Opinion: The challenges of generational change across the globe
A snap audit today of global leadership personnel would find Malcolm Turnbull forming a majority government by the skin of his teeth in Australia, Britain getting a new and untested female Prime Minister in Theresa May and Hilary Clinton about to face off against Donald Trump in the US election.
A similar audit of global stability would find uncertainty in global financial markets in the wake of Brexit, the refugee crisis in Europe showing no signs of abating; China muscling up in the South China Sea by building militarised islands and declaring air security zones; and, Russia’s Vladimir Putin continuing to attempt to wedge the west with military intervention in the Ukraine and support for the al-Assad regime in Syria.
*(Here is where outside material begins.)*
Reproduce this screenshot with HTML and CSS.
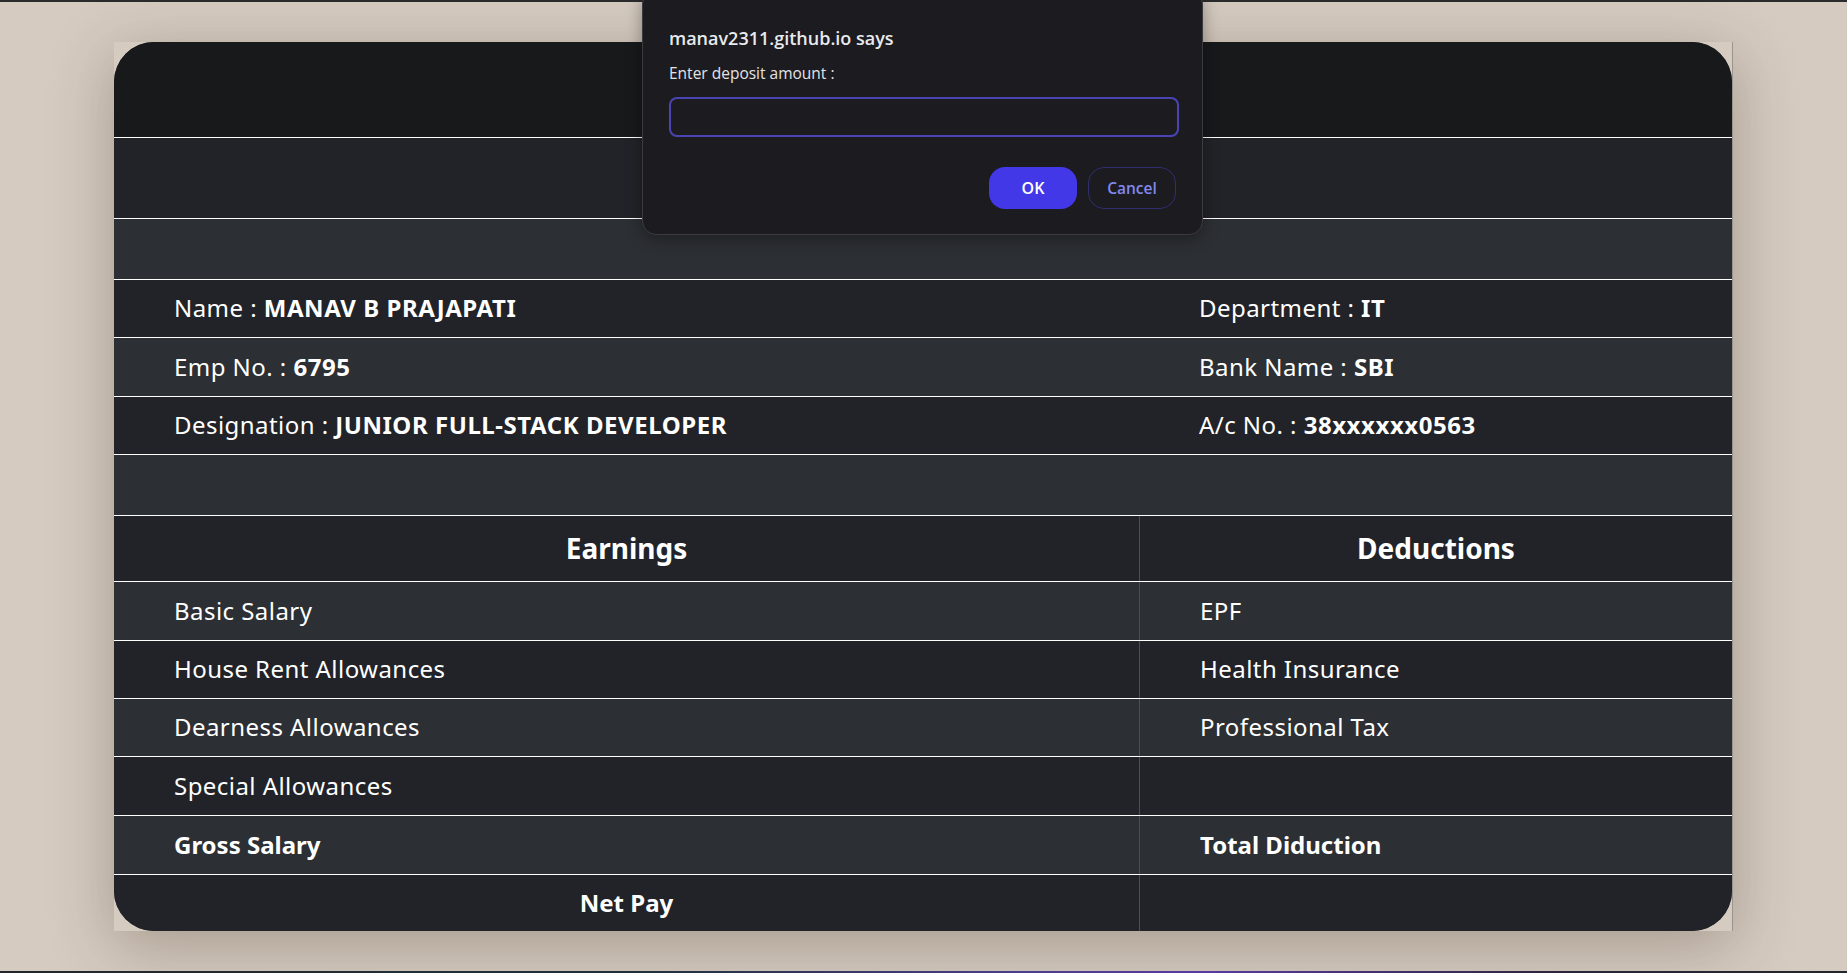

Add to mix the emerging media circus around who will be the next Secretary General of the United Nations and you have the west’s key leadership and its grasp of geopolitical policy and diplomacy arguably at a weak point as global challenges are increasing exponentially in terms of their complexity and potential dire consequences.
With 65 million people displaced around the globe and the march of global warming, some pundits are saying modern civilisation – and certainly civic society post-World War II – is on the verge of a ‘generational crisis’.
If this ‘generational crisis’ evolves into a global catastrophe or worse – war – those most affected will be those least likely to be able to cope with its consequences.
A group of geopolitical observers has distilled the issues around this potential crisis into four basic threats to stability. The first three are prosaically Russia, China and the Middle East. The third, more interestingly, is cyberspace.
They say Russia remains a formidable nuclear power, with the ability to project force anywhere in the world. Although economically weak because it depends on dwindling-in-value oil revenue, a risk stems from Putin’s growing reliance on military action abroad to maintain his popular support base – notably in Ukraine and now in Syria.
China is still a poor country, with per capita GDP about a quarter of the US’s but its massive population gives it the ability to spend up big on military hardware.
China is now expanding its strategic reach. And with surging nationalism domestically, it is asserting maritime claims in the South China Sea that conflict with claims by other countries in the region including Japan, the Philippines, and Vietnam.
It is relying on the so-called ‘nine-dash line’ originally created by Taiwan in 1947 to justify a claim to most of the South China Sea, where it has created artificial islands and asserted sovereignty over their surrounding waters.
US strategists such as Harvard University economics professor Martin Feldstein describe China’s policy as “anti-access area denial” or an effort to keep the US Navy far from the Chinese mainland and from the ports of America’s allies in the region.
Feldstein says that China is also expanding its geopolitical influence through initiatives like the Asian Infrastructure Investment Bank, aid programs in Africa, and its “One Belt, One Road” plan to establish maritime and territorial links through the Indian Ocean and Central Asia.
In the Middle East, much of the world’s focus has been on the threat posed by ISIS to civilian populations – including Europe and the United States.
Recently ISIS has been losing ground and momentum but a bigger issue for the region is the interminable conflict between Shia and Sunni Muslims.
Saudi Arabia and other Sunni-ruled Gulf states view Iran, the region’s Shia power, as their strategic adversaries. Saudi Arabia, particularly, fears that Iran wants to settle old scores and try to shift custodianship of Islam’s holy sites in Mecca and Medina to Shia control.
A conflict between Saudi Arabia and Iran would also be a fight over the vast oil riches of the Arabia Peninsula and the enormous financial wealth of small Sunni Gulf states.
The fourth source of risk, some observers say, is cyber-war. They say it has the potential to overshadow and even fuel all of others because borders and military force is no protection from it.
Cyber-war might include attacks on vital infrastructure – electricity grids, air traffic systems, oil pipelines, water supplies and financial platforms, according to East-West Center political scientist Ian Tindall.
“The really interesting and scary thing about the prospect of cyber conflict is that it has the potential to feed into all these other sources of conflict,” Dr Tindall says.
Recent cases have been blamed on China, Iran, Russia, and North Korea but small groups or individuals might be the source of such attacks.
In the light of challenges such as these, issues like budget deficits, political apathy and Collingwood’s forward line might not seem so difficult.